In the present case of the climate disaster, there is good reason for parties to publicly adopt policies signaling a seriousness about acting on this issue. Among these policies could be a loud vegetarianism, a pledge not to travel much by plane, and so on. There could be mass protests at steakhouses demanding that people not eat beef until, for example, policymakers use whatever tools they have to pressure Brazil’s president to halt the forest fires in the Amazon. These ‘symbolic’ actions are not effective as boycotts. Rather, they are signs effectively transmitting one’s seriousness about the climate crisis.

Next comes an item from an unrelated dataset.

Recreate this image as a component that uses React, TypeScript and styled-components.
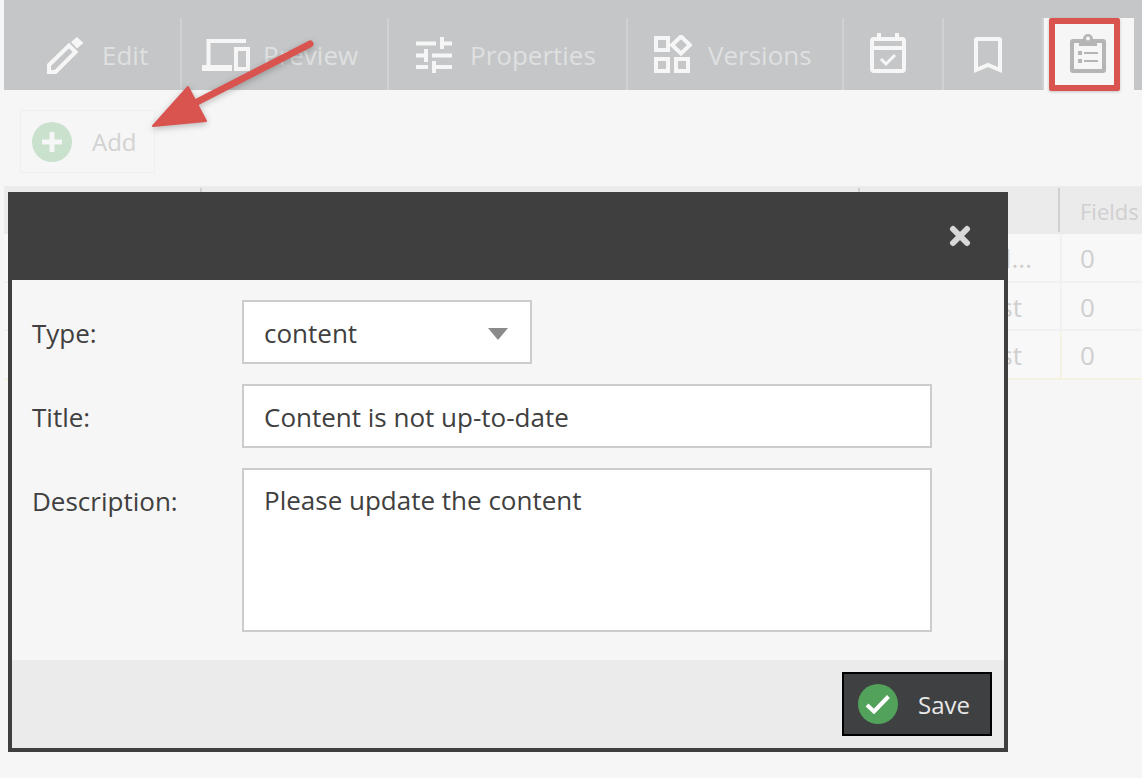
import React from 'react';
import styled, { createGlobalStyle } from 'styled-components';

const GlobalStyle = createGlobalStyle`
  html, body {
    margin: 0;
    padding: 0;
    background: #f6f6f6;
  }

  body {
    font-family: 'Open Sans', 'Noto Sans', sans-serif;
    overflow: hidden;
  }
`;

const tabs = [
  { key: 'edit', label: 'Edit', width: 178, pad: 43, gap: 18, icon: <PencilIcon /> },
  { key: 'preview', label: 'Preview', width: 207, pad: 20, gap: 13, icon: <DevicesIcon /> },
  { key: 'properties', label: 'Properties', width: 239, pad: 27, gap: 18, icon: <SlidersIcon /> },
  { key: 'versions', label: 'Versions', width: 216, pad: 26, gap: 16, icon: <WidgetsIcon /> },
  { key: 'schedule', width: 100, pad: 26, gap: 0, icon: <CalendarIcon /> },
  { key: 'bookmark', width: 100, pad: 30, gap: 0, icon: <BookmarkIcon /> },
];

const rows = [
  { key: 'a', tail: 'd...', inset: 28, fields: '0' },
  { key: 'b', tail: 'st', inset: 38, fields: '0' },
  { key: 'c', tail: 'st', inset: 38, fields: '0', warn: true },
];

export default function App(): JSX.Element {
  return (
    <Page>
      <GlobalStyle />
      <Toolbar>
        {tabs.map((tab) => (
          <Tab key={tab.key} $width={tab.width} $pad={tab.pad} $gap={tab.gap}>
            {tab.icon}
            {tab.label && <TabLabel>{tab.label}</TabLabel>}
          </Tab>
        ))}
        <ActiveTab>
          <ClipboardIcon />
        </ActiveTab>
      </Toolbar>

      <ActionBar>
        <AddButton>
          <AddCircle>
            <svg width="20" height="20" viewBox="0 0 20 20">
              <path d="M7.500 0h5v7.500H20v5h-7.500V20h-5v-7.500H0v-5h7.500z" fill="#f6f6f6" />
            </svg>
          </AddCircle>
          <AddLabel>Add</AddLabel>
        </AddButton>
      </ActionBar>

      <Table>
        <HeaderRow>
          <HeaderCell $width={198} />
          <HeaderCell $width={658} />
          <HeaderCell $width={200} />
          <HeaderCell $last>Fields</HeaderCell>
        </HeaderRow>
        {rows.map((row) => (
          <BodyRow key={row.key} $warn={row.warn}>
            <TailCell $inset={row.inset}>{row.tail}</TailCell>
            <FieldsCell $warn={row.warn}>{row.fields}</FieldsCell>
          </BodyRow>
        ))}
      </Table>

      <Modal>
        <ModalHeader>
          <svg width="22" height="22" viewBox="0 0 22 22">
            <path d="m4 4 14 14M18 4 4 18" fill="none" stroke="#d8d8d8" strokeWidth="6" strokeLinecap="round" />
          </svg>
        </ModalHeader>
        <ModalBody>
          <Label>Type:</Label>
          <SelectBox>
            content
            <Caret />
          </SelectBox>
          <Label>Title:</Label>
          <TextInput readOnly value="Content is not up-to-date" />
          <Label>Description:</Label>
          <TextArea readOnly value="Please update the content" />
        </ModalBody>
        <ModalFooter>
          <SaveButton>
            <SaveCircle>
              <svg width="26" height="20" viewBox="0 0 26 20">
                <path d="m2 11 7 6.500L23.500 2.500" fill="none" stroke="#fff" strokeWidth="4" />
              </svg>
            </SaveCircle>
            Save
          </SaveButton>
        </ModalFooter>
      </Modal>

      <Arrow viewBox="0 0 200 140" width="200" height="140">
        <path d="M189 44 72 104" stroke="#d9534f" strokeWidth="7" strokeLinecap="round" fill="none" />
        <path d="M32 126 67 87 85 121z" fill="#d9534f" stroke="#d9534f" strokeWidth="2" strokeLinejoin="round" />
      </Arrow>
      <Highlight />
    </Page>
  );
}

function PencilIcon() {
  return (
    <TabIcon width="37" height="37" viewBox="0 0 37 37">
      <path d="M2 28 22 8.500l6.500 6.500L8.500 35H2z" fill="none" stroke="#f6f6f6" strokeWidth="4" />
      <path d="m24 5 6-5 6.500 6-6.500 5.500z" fill="#f6f6f6" />
    </TabIcon>
  );
}

function DevicesIcon() {
  return (
    <TabIcon width="48" height="32" viewBox="0 0 48 32">
      <path d="M6.500 28V2H44" fill="none" stroke="#f6f6f6" strokeWidth="4" />
      <path d="M0 26h30v6H0z" fill="#f6f6f6" />
      <rect x="34" y="10" width="12" height="20" fill="none" stroke="#f6f6f6" strokeWidth="4" />
    </TabIcon>
  );
}

function SlidersIcon() {
  return (
    <TabIcon width="36" height="36" viewBox="0 0 36 36">
      <path
        d="M0 6.500h20M26 0v12M28 6.500h8M0 18.500h8M10 12v13M16 18.500h20M0 30h12M18 24v12M20 30h16"
        stroke="#f6f6f6"
        strokeWidth="4"
        fill="none"
      />
    </TabIcon>
  );
}

function WidgetsIcon() {
  return (
    <TabIcon width="38" height="40" viewBox="0 0 38 40">
      <g fill="none" stroke="#f6f6f6" strokeWidth="4">
        <path d="M2 3h12v12H2zM2 24h12v12H2zM22 24h12v12H22z" />
        <path d="m27 1.500 9 8.500-9 8.500-9-8.500z" />
      </g>
    </TabIcon>
  );
}

function CalendarIcon() {
  return (
    <TabIcon width="36" height="44" viewBox="0 0 36 44">
      <g fill="none" stroke="#f6f6f6" strokeWidth="4">
        <rect x="2" y="6" width="32" height="32" rx="2" />
        <path d="M2 15h32M9 0v6M27 0v6" />
        <path d="m11 26 5 5 9-9" strokeWidth="3" />
      </g>
    </TabIcon>
  );
}

function BookmarkIcon() {
  return (
    <TabIcon width="28" height="36" viewBox="0 0 28 36">
      <path d="M2 33V3a1 1 0 0 1 1-1h22a1 1 0 0 1 1 1v30l-12-5z" fill="none" stroke="#f6f6f6" strokeWidth="4" />
    </TabIcon>
  );
}

function ClipboardIcon() {
  return (
    <TabIcon width="36" height="44" viewBox="0 0 36 44">
      <path
        fillRule="evenodd"
        d="M3 6h10a5 5 0 0 1 10 0h10a3 3 0 0 1 3 3v28a3 3 0 0 1-3 3H3a3 3 0 0 1-3-3V9a3 3 0 0 1 3-3zm1 4v26h28V10h-5v3H9v-3zM18 3.500a2 2 0 1 0 0 4 2 2 0 0 0 0-4z"
        fill="#b5b5b5"
      />
      <path d="M8 18h4v4H8zM8 26h4v4H8zM14 19h14v2H14zM14 27h14v2H14z" fill="#b5b5b5" />
    </TabIcon>
  );
}

const Page = styled.div`
  position: relative;
  width: 1142px;
  height: 778px;
  overflow: hidden;
  background: #f6f6f6;
`;

const Toolbar = styled.div`
  display: flex;
  align-items: flex-end;
  height: 90px;
  margin-left: 4px;
  background: #c5c6c7;
`;

const Tab = styled.div<{ $width: number; $pad: number; $gap: number }>`
  display: flex;
  align-items: center;
  gap: ${(props) => props.$gap}px;
  box-sizing: border-box;
  flex: none;
  width: ${(props) => props.$width}px;
  height: 72px;
  padding: 2px 0 0 ${(props) => props.$pad}px;
  border-right: 2px solid #d0d1d2;
`;

const TabIcon = styled.svg`
  flex: none;
  display: block;
`;

const TabLabel = styled.span`
  font-size: 26px;
  line-height: 32px;
  color: #dfe0e1;
`;

const ActiveTab = styled.div`
  display: flex;
  align-items: center;
  flex: none;
  box-sizing: border-box;
  width: 90px;
  height: 72px;
  padding: 2px 0 0 26px;
  background: #f6f6f6;
`;

const ActionBar = styled.div`
  display: flex;
  align-items: flex-start;
  box-sizing: border-box;
  height: 96px;
  padding: 20px 0 0 20px;
`;

const AddButton = styled.div`
  display: flex;
  align-items: center;
  gap: 20px;
  box-sizing: border-box;
  width: 135px;
  height: 63px;
  padding-left: 11px;
  border: 1px solid #efefef;
`;

const AddCircle = styled.div`
  display: flex;
  align-items: center;
  justify-content: center;
  width: 40px;
  height: 40px;
  border-radius: 50%;
  background: #c9e1cd;
`;

const AddLabel = styled.span`
  font-size: 24px;
  color: #d2d2d2;
`;

const Table = styled.div`
  display: flex;
  flex-direction: column;
  margin-left: 4px;
`;

const HeaderRow = styled.div`
  display: flex;
  height: 48px;
  background: #ebebeb;
`;

const HeaderCell = styled.div<{ $width?: number; $last?: boolean }>`
  box-sizing: border-box;
  flex: ${(props) => (props.$last ? '1' : 'none')};
  width: ${(props) => (props.$width ? `${props.$width}px` : 'auto')};
  height: 44px;
  margin-top: 2px;
  padding-left: 20px;
  border-right: ${(props) => (props.$last ? 'none' : '2px solid #d0d0d0')};
  font-size: 22px;
  line-height: 46px;
  color: #cfcfcf;
`;

const BodyRow = styled.div<{ $warn?: boolean }>`
  display: flex;
  box-sizing: border-box;
  height: 48.67px;
  border-bottom: 2px solid ${(props) => (props.$warn ? '#f5f2e4' : '#f1f1f1')};
  background: #f8f8f8;
`;

const TailCell = styled.div<{ $inset: number }>`
  flex: none;
  box-sizing: border-box;
  width: 1056px;
  padding-right: ${(props) => props.$inset}px;
  text-align: right;
  font-size: 26px;
  line-height: 48px;
  color: #cfcfcf;
`;

const FieldsCell = styled.div<{ $warn?: boolean }>`
  flex: 1;
  padding-left: 18px;
  border-left: 2px solid ${(props) => (props.$warn ? '#f5f2e4' : '#f1f1f1')};
  font-size: 26px;
  line-height: 48px;
  color: #cfcfcf;
`;

const Modal = styled.div`
  position: absolute;
  top: 192px;
  left: 8px;
  display: flex;
  flex-direction: column;
  box-sizing: border-box;
  width: 1000px;
  height: 560px;
  border: 4px solid #3f3f3f;
  background: #f6f6f6;
`;

const ModalHeader = styled.div`
  display: flex;
  align-items: center;
  justify-content: flex-end;
  flex: none;
  box-sizing: border-box;
  height: 84px;
  padding: 0 33px 4px 0;
  background: #3f3f3f;
`;

const ModalBody = styled.div`
  flex: 1;
  display: grid;
  grid-template-columns: 210px 690px;
  grid-template-rows: 64px 64px 164px;
  row-gap: 20px;
  align-content: start;
  padding: 20px 0 0 20px;
`;

const Label = styled.div`
  padding-top: 13px;
  font-size: 26px;
  line-height: 40px;
  color: #404040;
`;

const fieldText = `
  box-sizing: border-box;
  border: 2px solid #cccccc;
  background: #fff;
  font-family: 'Open Sans', 'Noto Sans', sans-serif;
  font-size: 26px;
  color: #404040;
  outline: none;
`;

const SelectBox = styled.div`
  ${fieldText}
  display: flex;
  align-items: center;
  justify-content: space-between;
  width: 290px;
  padding: 1px 22px 0 20px;
`;

const Caret = styled.span`
  width: 0;
  height: 0;
  margin-top: 3px;
  border-left: 10px solid transparent;
  border-right: 10px solid transparent;
  border-top: 12px solid #8a8a8a;
`;

const TextInput = styled.input`
  ${fieldText}
  width: 690px;
  padding: 1px 20px 0;
`;

const TextArea = styled.textarea`
  ${fieldText}
  display: block;
  width: 690px;
  height: 164px;
  padding: 10px 20px;
  line-height: 40px;
  resize: none;
`;

const ModalFooter = styled.div`
  display: flex;
  align-items: center;
  justify-content: flex-end;
  flex: none;
  height: 88px;
  padding-right: 12px;
  background: #ebebeb;
`;

const SaveButton = styled.div`
  display: flex;
  align-items: center;
  gap: 20px;
  box-sizing: border-box;
  width: 150px;
  height: 64px;
  padding-left: 14px;
  border: 2px solid #000;
  background: #3f4042;
  font-size: 24px;
  color: #e8e8e8;
`;

const SaveCircle = styled.div`
  display: flex;
  align-items: center;
  justify-content: center;
  width: 40px;
  height: 40px;
  border-radius: 50%;
  background: #52a25b;
`;

const Arrow = styled.svg`
  position: absolute;
  top: 0;
  left: 121px;
  filter: drop-shadow(0 2px 3px rgba(0, 0, 0, 0.25));
`;

const Highlight = styled.div`
  position: absolute;
  top: 18px;
  left: 1049px;
  box-sizing: border-box;
  width: 71px;
  height: 73px;
  border: 6px solid #d9534f;
  border-radius: 2px;
  box-shadow: 0 1px 3px rgba(0, 0, 0, 0.2);
`;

At the level of specific tactics, there can be many debates. For example, one might judge a beef boycott as playing into the raging propaganda of the Right. This is fair enough. But, that argument does not rest on a claim about the pointlessness of symbolic action. Rather, it rests on a claim about the power of symbolic action.

[1] Thanks to Rory Smead for discussions on this topic.

[2] There may be other reasons to adjust one’s life in ways that appear to be climate-crisis-grounded: one might have conclusive reason to be a vegetarian because one believes that killing sentient beings simply to consume them is morally objectionable.